Do this:
No images are to be carried over; print all other material exactly as it stands.

===== Supplied information

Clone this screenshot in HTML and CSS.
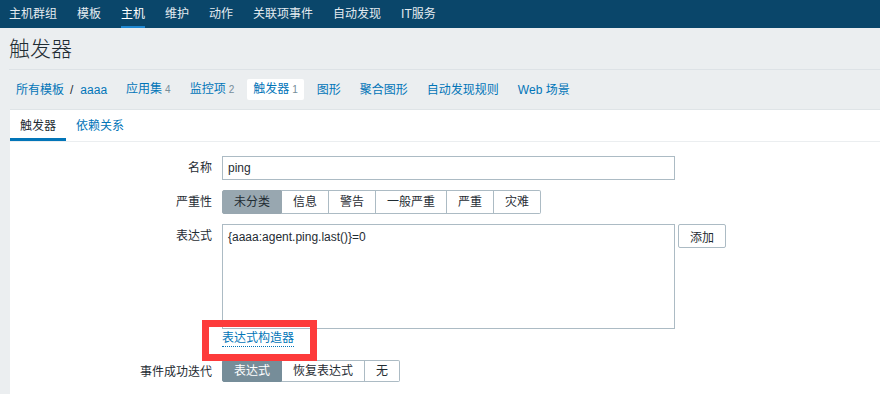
FILE: index.html
```html
<!DOCTYPE html>
<html lang="zh-CN">
<head>
    <meta charset="UTF-8">
    <title>触发器</title>
    <link rel="stylesheet" href="styles.css">
</head>
<body>
    <nav class="top-nav">
        <a href="#">主机群组</a>
        <a href="#">模板</a>
        <a href="#" class="active">主机</a>
        <a href="#">维护</a>
        <a href="#">动作</a>
        <a href="#">关联项事件</a>
        <a href="#">自动发现</a>
        <a href="#">IT服务</a>
    </nav>

    <header class="page-header">
        <h1>触发器</h1>
    </header>

    <nav class="breadcrumbs">
        <div class="crumb-path">
            <a href="#">所有模板</a><span class="sep">/</span><a href="#">aaaa</a>
        </div>
        <a href="#" class="crumb">应用集<span class="count">4</span></a>
        <a href="#" class="crumb">监控项<span class="count">2</span></a>
        <a href="#" class="crumb selected">触发器<span class="count">1</span></a>
        <a href="#" class="crumb">图形</a>
        <a href="#" class="crumb">聚合图形</a>
        <a href="#" class="crumb">自动发现规则</a>
        <a href="#" class="crumb">Web 场景</a>
    </nav>

    <main class="content">
        <div class="tabs">
            <a href="#" class="tab active">触发器</a>
            <a href="#" class="tab">依赖关系</a>
        </div>

        <form class="trigger-form">
            <div class="form-row">
                <label class="form-label">名称</label>
                <div class="form-field">
                    <input type="text" class="text-input" value="ping">
                </div>
            </div>

            <div class="form-row">
                <label class="form-label">严重性</label>
                <div class="form-field">
                    <ul class="radio-list severity">
                        <li class="checked">未分类</li>
                        <li>信息</li>
                        <li>警告</li>
                        <li>一般严重</li>
                        <li>严重</li>
                        <li>灾难</li>
                    </ul>
                </div>
            </div>

            <div class="form-row">
                <label class="form-label">表达式</label>
                <div class="form-field expression">
                    <div class="expression-box">
                        <textarea class="text-area">{aaaa:agent.ping.last()}=0</textarea>
                        <div class="builder-link">
                            <a href="#">表达式构造器</a>
                            <span class="callout"></span>
                        </div>
                    </div>
                    <button type="button" class="btn">添加</button>
                </div>
            </div>

            <div class="form-row">
                <label class="form-label">事件成功迭代</label>
                <div class="form-field">
                    <ul class="radio-list">
                        <li class="checked">表达式</li>
                        <li>恢复表达式</li>
                        <li>无</li>
                    </ul>
                </div>
            </div>

            <div class="form-row">
                <label class="form-label">问题事件生成模式</label>
                <div class="form-field">
                    <ul class="radio-list">
                        <li class="checked">单个</li>
                        <li>多重</li>
                    </ul>
                </div>
            </div>
        </form>
    </main>
</body>
</html>
```

FILE: styles.css
```css
* {
    box-sizing: border-box;
}

body {
    margin: 0;
    background-color: #ebeef0;
    color: #1f2c33;
    font-family: "Liberation Sans", "Noto Sans CJK SC", sans-serif;
    font-size: 12px;
    overflow: hidden;
}

a {
    text-decoration: none;
}

.top-nav {
    display: flex;
    gap: 20px;
    height: 28px;
    padding: 0 9px;
    background-color: #0a466a;
}

.top-nav a {
    color: #e4ebf0;
    line-height: 28px;
}

.top-nav a.active {
    color: #fff;
    box-shadow: inset 0 -2px #1e87d1;
}

.page-header {
    margin-left: 9px;
    padding: 9px 0 8px;
    border-bottom: 1px solid #dde2e6;
}

h1 {
    margin: 0;
    font-size: 21px;
    font-weight: 300;
    line-height: 24px;
    color: #1f2c33;
}

.breadcrumbs {
    display: flex;
    align-items: center;
    gap: 7px;
    height: 39px;
    padding-left: 10px;
}

.crumb-path,
.crumb {
    padding: 0 6px;
    line-height: 20px;
    color: #0275b8;
}

.crumb-path a {
    color: #0275b8;
}

.crumb-path .sep {
    margin: 0 7px 0 6px;
    color: #1f2c33;
}

.crumb.selected {
    background-color: #fff;
    border-radius: 2px;
}

.count {
    margin-left: 3px;
    font-size: 10px;
    color: #768d99;
}

.content {
    margin-left: 10px;
    min-height: 300px;
    background-color: #fff;
    border-top: 1px solid #dfe4e7;
}

.tabs {
    display: flex;
    border-bottom: 1px solid #ebeef0;
}

.tab {
    padding: 4px 10px 0;
    line-height: 24px;
    color: #0275b8;
    border-bottom: 3px solid transparent;
}

.tab.active {
    color: #1f2c33;
    border-bottom-color: #0275b8;
}

.trigger-form {
    padding-top: 9px;
}

.form-row {
    display: flex;
    align-items: flex-start;
    padding: 5px 0;
}

.form-label {
    width: 202px;
    margin-right: 10px;
    text-align: right;
    line-height: 24px;
}

.form-field {
    display: flex;
    align-items: flex-start;
}

.text-input {
    width: 453px;
    height: 24px;
    padding: 0 5px;
    border: 1px solid #acbbc4;
    font-family: inherit;
    font-size: 12px;
    color: #1f2c33;
}

.radio-list {
    display: flex;
    margin: 0;
    padding: 0;
    list-style: none;
}

.radio-list li {
    height: 22px;
    padding: 0 11px;
    line-height: 20px;
    border: 1px solid #acbbc4;
    border-left: none;
    background-color: #fff;
}

.radio-list li:first-child {
    border-left: 1px solid #acbbc4;
    border-radius: 2px 0 0 2px;
}

.radio-list li:last-child {
    border-radius: 0 2px 2px 0;
}

.radio-list li.checked {
    background-color: #768d99;
    border-color: #768d99;
    color: #fff;
}

.radio-list.severity li {
    height: 24px;
    line-height: 22px;
}

.radio-list.severity li.checked {
    background-color: #98a7b0;
    border-color: #98a7b0;
    color: #1f2c33;
}

.expression-box {
    display: flex;
    flex-direction: column;
}

.text-area {
    width: 453px;
    height: 105px;
    padding: 4px 5px;
    border: 1px solid #acbbc4;
    font-family: inherit;
    font-size: 12px;
    line-height: 16px;
    color: #1f2c33;
    resize: none;
}

.builder-link {
    position: relative;
    margin-top: 2px;
    padding-bottom: 3px;
}

.builder-link a {
    display: inline-block;
    line-height: 15px;
    color: #0275b8;
    border-bottom: 1px dotted #0275b8;
}

.callout {
    position: absolute;
    left: -20px;
    top: -11px;
    width: 115px;
    height: 41px;
    border: 7px solid #fd3b3b;
}

.btn {
    height: 24px;
    margin-left: 3px;
    padding: 0 11px;
    border: 1px solid #acbbc4;
    border-radius: 2px;
    background-color: #fff;
    font-family: inherit;
    font-size: 12px;
    color: #1f2c33;
}
```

==========

Task result:
Clone this screenshot in HTML and CSS.
FILE: index.html
```html
<!DOCTYPE html>
<html lang="zh-CN">
<head>
    <meta charset="UTF-8">
    <title>触发器</title>
    <link rel="stylesheet" href="styles.css">
</head>
<body>
    <nav class="top-nav">
        <a href="#">主机群组</a>
        <a href="#">模板</a>
        <a href="#" class="active">主机</a>
        <a href="#">维护</a>
        <a href="#">动作</a>
        <a href="#">关联项事件</a>
        <a href="#">自动发现</a>
        <a href="#">IT服务</a>
    </nav>

    <header class="page-header">
        <h1>触发器</h1>
    </header>

    <nav class="breadcrumbs">
        <div class="crumb-path">
            <a href="#">所有模板</a><span class="sep">/</span><a href="#">aaaa</a>
        </div>
        <a href="#" class="crumb">应用集<span class="count">4</span></a>
        <a href="#" class="crumb">监控项<span class="count">2</span></a>
        <a href="#" class="crumb selected">触发器<span class="count">1</span></a>
        <a href="#" class="crumb">图形</a>
        <a href="#" class="crumb">聚合图形</a>
        <a href="#" class="crumb">自动发现规则</a>
        <a href="#" class="crumb">Web 场景</a>
    </nav>

    <main class="content">
        <div class="tabs">
            <a href="#" class="tab active">触发器</a>
            <a href="#" class="tab">依赖关系</a>
        </div>

        <form class="trigger-form">
            <div class="form-row">
                <label class="form-label">名称</label>
                <div class="form-field">
                    <input type="text" class="text-input" value="ping">
                </div>
            </div>

            <div class="form-row">
                <label class="form-label">严重性</label>
                <div class="form-field">
                    <ul class="radio-list severity">
                        <li class="checked">未分类</li>
                        <li>信息</li>
                        <li>警告</li>
                        <li>一般严重</li>
                        <li>严重</li>
                        <li>灾难</li>
                    </ul>
                </div>
            </div>

            <div class="form-row">
                <label class="form-label">表达式</label>
                <div class="form-field expression">
                    <div class="expression-box">
                        <textarea class="text-area">{aaaa:agent.ping.last()}=0</textarea>
                        <div class="builder-link">
                            <a href="#">表达式构造器</a>
                            <span class="callout"></span>
                        </div>
                    </div>
                    <button type="button" class="btn">添加</button>
                </div>
            </div>

            <div class="form-row">
                <label class="form-label">事件成功迭代</label>
                <div class="form-field">
                    <ul class="radio-list">
                        <li class="checked">表达式</li>
                        <li>恢复表达式</li>
                        <li>无</li>
                    </ul>
                </div>
            </div>

            <div class="form-row">
                <label class="form-label">问题事件生成模式</label>
                <div class="form-field">
                    <ul class="radio-list">
                        <li class="checked">单个</li>
                        <li>多重</li>
                    </ul>
                </div>
            </div>
        </form>
    </main>
</body>
</html>
```

FILE: styles.css
```css
* {
    box-sizing: border-box;
}

body {
    margin: 0;
    background-color: #ebeef0;
    color: #1f2c33;
    font-family: "Liberation Sans", "Noto Sans CJK SC", sans-serif;
    font-size: 12px;
    overflow: hidden;
}

a {
    text-decoration: none;
}

.top-nav {
    display: flex;
    gap: 20px;
    height: 28px;
    padding: 0 9px;
    background-color: #0a466a;
}

.top-nav a {
    color: #e4ebf0;
    line-height: 28px;
}

.top-nav a.active {
    color: #fff;
    box-shadow: inset 0 -2px #1e87d1;
}

.page-header {
    margin-left: 9px;
    padding: 9px 0 8px;
    border-bottom: 1px solid #dde2e6;
}

h1 {
    margin: 0;
    font-size: 21px;
    font-weight: 300;
    line-height: 24px;
    color: #1f2c33;
}

.breadcrumbs {
    display: flex;
    align-items: center;
    gap: 7px;
    height: 39px;
    padding-left: 10px;
}

.crumb-path,
.crumb {
    padding: 0 6px;
    line-height: 20px;
    color: #0275b8;
}

.crumb-path a {
    color: #0275b8;
}

.crumb-path .sep {
    margin: 0 7px 0 6px;
    color: #1f2c33;
}

.crumb.selected {
    background-color: #fff;
    border-radius: 2px;
}

.count {
    margin-left: 3px;
    font-size: 10px;
    color: #768d99;
}

.content {
    margin-left: 10px;
    min-height: 300px;
    background-color: #fff;
    border-top: 1px solid #dfe4e7;
}

.tabs {
    display: flex;
    border-bottom: 1px solid #ebeef0;
}

.tab {
    padding: 4px 10px 0;
    line-height: 24px;
    color: #0275b8;
    border-bottom: 3px solid transparent;
}

.tab.active {
    color: #1f2c33;
    border-bottom-color: #0275b8;
}

.trigger-form {
    padding-top: 9px;
}

.form-row {
    display: flex;
    align-items: flex-start;
    padding: 5px 0;
}

.form-label {
    width: 202px;
    margin-right: 10px;
    text-align: right;
    line-height: 24px;
}

.form-field {
    display: flex;
    align-items: flex-start;
}

.text-input {
    width: 453px;
    height: 24px;
    padding: 0 5px;
    border: 1px solid #acbbc4;
    font-family: inherit;
    font-size: 12px;
    color: #1f2c33;
}

.radio-list {
    display: flex;
    margin: 0;
    padding: 0;
    list-style: none;
}

.radio-list li {
    height: 22px;
    padding: 0 11px;
    line-height: 20px;
    border: 1px solid #acbbc4;
    border-left: none;
    background-color: #fff;
}

.radio-list li:first-child {
    border-left: 1px solid #acbbc4;
    border-radius: 2px 0 0 2px;
}

.radio-list li:last-child {
    border-radius: 0 2px 2px 0;
}

.radio-list li.checked {
    background-color: #768d99;
    border-color: #768d99;
    color: #fff;
}

.radio-list.severity li {
    height: 24px;
    line-height: 22px;
}

.radio-list.severity li.checked {
    background-color: #98a7b0;
    border-color: #98a7b0;
    color: #1f2c33;
}

.expression-box {
    display: flex;
    flex-direction: column;
}

.text-area {
    width: 453px;
    height: 105px;
    padding: 4px 5px;
    border: 1px solid #acbbc4;
    font-family: inherit;
    font-size: 12px;
    line-height: 16px;
    color: #1f2c33;
    resize: none;
}

.builder-link {
    position: relative;
    margin-top: 2px;
    padding-bottom: 3px;
}

.builder-link a {
    display: inline-block;
    line-height: 15px;
    color: #0275b8;
    border-bottom: 1px dotted #0275b8;
}

.callout {
    position: absolute;
    left: -20px;
    top: -11px;
    width: 115px;
    height: 41px;
    border: 7px solid #fd3b3b;
}

.btn {
    height: 24px;
    margin-left: 3px;
    padding: 0 11px;
    border: 1px solid #acbbc4;
    border-radius: 2px;
    background-color: #fff;
    font-family: inherit;
    font-size: 12px;
    color: #1f2c33;
}
```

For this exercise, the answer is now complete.